Salem teen to travel to college in style

Salem High School senior Tre Williams smiles broadly after Diehl of Salem general sales manager Bryan Albert hands him the keys to his independence, a 2016 Chevrolet Trax, as his mom, Rebecca Young, second from left, and Salem High School Principal Sean Kirkland, right, look on Saturday morning. Holy Trinity Lutheran Church, Salem schools, his fellow seniors and the community all chipped in through donations and fundraisers to provide the paralyzed 18-year-old with a vehicle he can drive. Diehl gave them a break on the price and will provide basic maintenance, such as oil changes, fluid fill-ups and tire rotations for the next two years at no cost. This summer, Williams will leave for his first year at Ohio State’s Agricultural Technical Institute in Wooster where he’ll major in horticulture. (Salem News photo by Mary Ann Greier)

SALEM — Tre Williams’ dream of independence came in a set of keys Saturday — keys that started up a 2016 Chevrolet Trax to be equipped with permanent hand controls so the paralyzed teen can drive himself to wherever he needs to go, including college.

“This is a long time coming,” the 18-year-old Salem High School senior said with a smile.

Two years ago this month, Williams was a back seat passenger in a vehicle when a life-changing accident occurred, leaving him with a spinal cord injury and the realization that he was paralyzed.
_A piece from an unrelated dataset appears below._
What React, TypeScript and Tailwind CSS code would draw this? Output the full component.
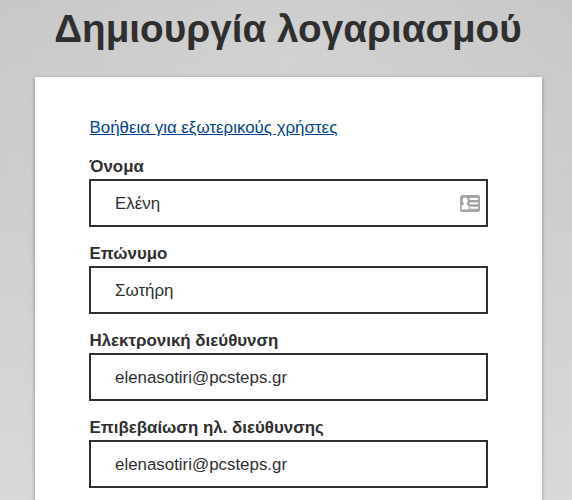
const fields = [
  { id: "first-name", label: "Όνομα", value: "Ελένη", card: true },
  { id: "last-name", label: "Επώνυμο", value: "Σωτήρη" },
  { id: "email", label: "Ηλεκτρονική διεύθυνση", value: "elenasotiri@pcsteps.gr" },
  { id: "email-confirm", label: "Επιβεβαίωση ηλ. διεύθυνσης", value: "elenasotiri@pcsteps.gr" },
];

function ContactCardIcon() {
  return (
    <svg width="20" height="17" viewBox="0 0 20 17" aria-hidden="true">
      <rect width="20" height="17" rx="2.5" fill="#a5a3a4" />
      <ellipse cx="5.2" cy="5.4" rx="2.5" ry="3" fill="#fff" />
      <path d="M3.8 7h2.8v2.4l2 1.4v3.6H1.6v-3.6l2.2-1.4z" fill="#fff" />
      <path d="M9.6 4h8.6M9.6 8.4h8.6M9.6 12.8h8.6" stroke="#fff" strokeWidth="1.9" />
    </svg>
  );
}

export default function App() {
  return (
    <main className="h-[500px] overflow-hidden bg-[radial-gradient(ellipse_60%_45%_at_50%_12%,rgba(255,255,255,0.18),transparent),linear-gradient(to_bottom,#c6c6c6,#d8dada)] font-['Liberation_Sans',sans-serif] text-[#2f2f2f]">
      <h1 className="h-[77px] pt-2 pl-1 text-center text-[38.7px] leading-[42px] font-bold whitespace-nowrap">
        Δημιουργία λογαριασμού
      </h1>
      <form className="ml-[35px] h-[500px] w-[507px] bg-white px-[54px] pt-[38px] shadow-[0_1px_4px_rgba(0,0,0,0.35)]">
        <a href="#" className="block h-[39px] pl-[0.5px] text-[16.9px] leading-[25px] text-[#004494] underline">
          Βοήθεια για εξωτερικούς χρήστες
        </a>
        {fields.map((f) => (
          <div key={f.id} className="h-[87px]">
            <label htmlFor={f.id} className="block h-[25px] pl-[0.5px] text-[16.9px] leading-[26px] font-bold">
              {f.label}
            </label>
            <div className="flex h-12 w-[399px] items-center border-2 border-[#2f2f2f] pr-[6px] pl-6">
              <input
                id={f.id}
                defaultValue={f.value}
                className="min-w-0 flex-1 bg-transparent pt-[2px] text-[16.9px] outline-none"
              />
              {f.card && <ContactCardIcon />}
            </div>
          </div>
        ))}
      </form>
    </main>
  );
}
As he worked on getting used to life in a wheelchair, he started setting goals and one of those goals was to go to college.
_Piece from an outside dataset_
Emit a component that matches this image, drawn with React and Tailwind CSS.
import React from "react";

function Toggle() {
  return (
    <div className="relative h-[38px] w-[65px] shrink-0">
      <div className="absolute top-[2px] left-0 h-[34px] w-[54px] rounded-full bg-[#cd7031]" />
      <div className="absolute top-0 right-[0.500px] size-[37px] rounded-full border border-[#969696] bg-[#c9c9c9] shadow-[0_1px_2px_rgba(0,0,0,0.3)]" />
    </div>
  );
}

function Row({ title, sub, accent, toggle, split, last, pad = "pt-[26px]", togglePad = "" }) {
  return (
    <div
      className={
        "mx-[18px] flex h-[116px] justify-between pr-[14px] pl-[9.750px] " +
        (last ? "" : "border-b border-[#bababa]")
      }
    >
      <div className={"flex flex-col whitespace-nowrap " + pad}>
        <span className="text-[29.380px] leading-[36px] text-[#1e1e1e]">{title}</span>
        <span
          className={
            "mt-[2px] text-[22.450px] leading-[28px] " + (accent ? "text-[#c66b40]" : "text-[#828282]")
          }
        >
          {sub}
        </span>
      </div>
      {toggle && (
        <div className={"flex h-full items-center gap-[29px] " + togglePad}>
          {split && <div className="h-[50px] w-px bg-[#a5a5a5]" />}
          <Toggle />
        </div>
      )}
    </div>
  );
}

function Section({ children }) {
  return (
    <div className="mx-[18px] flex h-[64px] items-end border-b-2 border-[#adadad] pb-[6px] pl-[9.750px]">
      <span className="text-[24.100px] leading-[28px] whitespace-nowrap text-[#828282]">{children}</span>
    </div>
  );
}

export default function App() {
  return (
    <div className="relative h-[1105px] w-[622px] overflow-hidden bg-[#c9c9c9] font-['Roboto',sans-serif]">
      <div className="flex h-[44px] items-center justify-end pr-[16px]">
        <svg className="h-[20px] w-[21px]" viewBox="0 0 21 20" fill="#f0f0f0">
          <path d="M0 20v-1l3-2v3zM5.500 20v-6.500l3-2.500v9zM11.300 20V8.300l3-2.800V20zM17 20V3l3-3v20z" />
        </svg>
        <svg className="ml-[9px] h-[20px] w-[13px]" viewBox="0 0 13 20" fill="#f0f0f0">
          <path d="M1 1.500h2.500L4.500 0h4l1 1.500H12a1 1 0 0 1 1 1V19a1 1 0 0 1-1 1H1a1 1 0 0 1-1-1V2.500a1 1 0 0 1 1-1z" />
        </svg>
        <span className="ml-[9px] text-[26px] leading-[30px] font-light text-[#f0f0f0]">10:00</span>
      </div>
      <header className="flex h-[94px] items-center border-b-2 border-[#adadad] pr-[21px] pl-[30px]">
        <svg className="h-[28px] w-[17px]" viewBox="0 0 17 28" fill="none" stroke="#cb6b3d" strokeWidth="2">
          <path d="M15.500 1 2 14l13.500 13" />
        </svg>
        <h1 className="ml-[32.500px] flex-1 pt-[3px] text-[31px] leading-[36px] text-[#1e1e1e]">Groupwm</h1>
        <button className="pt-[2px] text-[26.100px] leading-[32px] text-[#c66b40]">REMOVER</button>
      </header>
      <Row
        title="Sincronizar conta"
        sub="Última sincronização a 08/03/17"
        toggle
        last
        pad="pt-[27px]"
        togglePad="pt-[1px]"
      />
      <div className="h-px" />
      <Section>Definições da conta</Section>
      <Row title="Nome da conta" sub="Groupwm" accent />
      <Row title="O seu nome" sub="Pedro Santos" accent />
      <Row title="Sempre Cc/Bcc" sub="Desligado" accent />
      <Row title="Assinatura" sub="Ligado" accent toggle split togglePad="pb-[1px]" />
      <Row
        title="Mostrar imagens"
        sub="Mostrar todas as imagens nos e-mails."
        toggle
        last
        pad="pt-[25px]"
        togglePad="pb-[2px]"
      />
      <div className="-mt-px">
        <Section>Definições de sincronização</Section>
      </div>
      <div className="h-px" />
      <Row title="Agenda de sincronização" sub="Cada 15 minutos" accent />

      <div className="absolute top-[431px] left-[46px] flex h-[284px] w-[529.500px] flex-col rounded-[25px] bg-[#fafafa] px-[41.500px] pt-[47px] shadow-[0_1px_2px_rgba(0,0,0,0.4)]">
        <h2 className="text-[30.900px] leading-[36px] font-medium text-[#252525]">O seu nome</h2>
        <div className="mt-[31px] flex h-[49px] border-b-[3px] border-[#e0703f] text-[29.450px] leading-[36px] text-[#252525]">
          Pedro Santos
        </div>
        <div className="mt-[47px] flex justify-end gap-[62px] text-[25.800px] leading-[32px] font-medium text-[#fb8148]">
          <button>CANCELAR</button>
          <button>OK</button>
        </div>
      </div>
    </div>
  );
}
His church family at Holy Trinity Lutheran Church asked if he could have anything, what would he want. Williams wanted a way to be independent.

What better way for a teen to gain independence for the trip to adulthood and college than with a car? That’s what the church members decided, formed a committee and worked with Salem City Schools to raise the funds.

With donations by the senior class, church members, the school community and the community at large and a spaghetti fundraiser, they met their goal and went shopping. Salem High School Principal Sean Kirkland, who’s already been tapped as the next superintendent, contacted the Diehl of Salem dealership, told general sales manager Bryan Albert what they had in mind, and he got back to him the same day.

Kirkland took Williams out of class one day last week so they could see the vehicle. Williams used his temporary hand controls to take the vehicle for a test drive with Kirkland and Diehl gave the committee a break on the price, actually taking a loss on the sale. The purchase price was $14,000 for the SUV with just 21,000 miles on the odometer, a 151-point inspection completed, all-wheel drive, new tires, even some body work done. Diehl also offered two years of general maintenance, such as oil changes, tire rotations and fluid fill-ups, at no cost. The committee also had enough to cover the insurance for at least a year.

“I’m thankful for everybody’s help,” Williams said.

Now that he has the vehicle, he can have the permanent hand controls installed to control the gas and brake pedals.

He’ll be graduating with the rest of his class at the end of this month, then come August, he’ll be a freshman living on campus and majoring in horticulture at Ohio State University Agricultural Technical Institute in Wooster.

“I’m really excited for Tre. I’m proud to be from Salem, Ohio. The community, his classmates came together for him in a way that just makes your heart warm. I know Tre appreciates the hard work that everybody’s put into this,” Kirkland said.

Amie Cochran, who headed up the committee at Holy Trinity and is a teacher, thanked Diehl for coming up with a great deal during a ceremony held at the dealership to turn over the SUV, attended by church members, school officials, students and family members. She said “Tre is very special in our hearts.”

Pastor Aimee Raymond of Holy Trinity said a blessing, asking the Lord to “please keep Tre safe, keep him happy.”

She was proud of the Holy Trinity members for supporting Tre, who’s been attending the church since childhood. She said he’s one of theirs and they want the best for him. His mom, Rebecca Young, was amazed at all the support and said “the community is awesome.”

Diehl is owned by Corina and Matt Diehl and Albert said they’re very active in all the communities where they have dealerships. When the opportunity presented itself, he said they were more than happy to help.

“Giving back to the community at the end of the day is what it’s all about,” he said.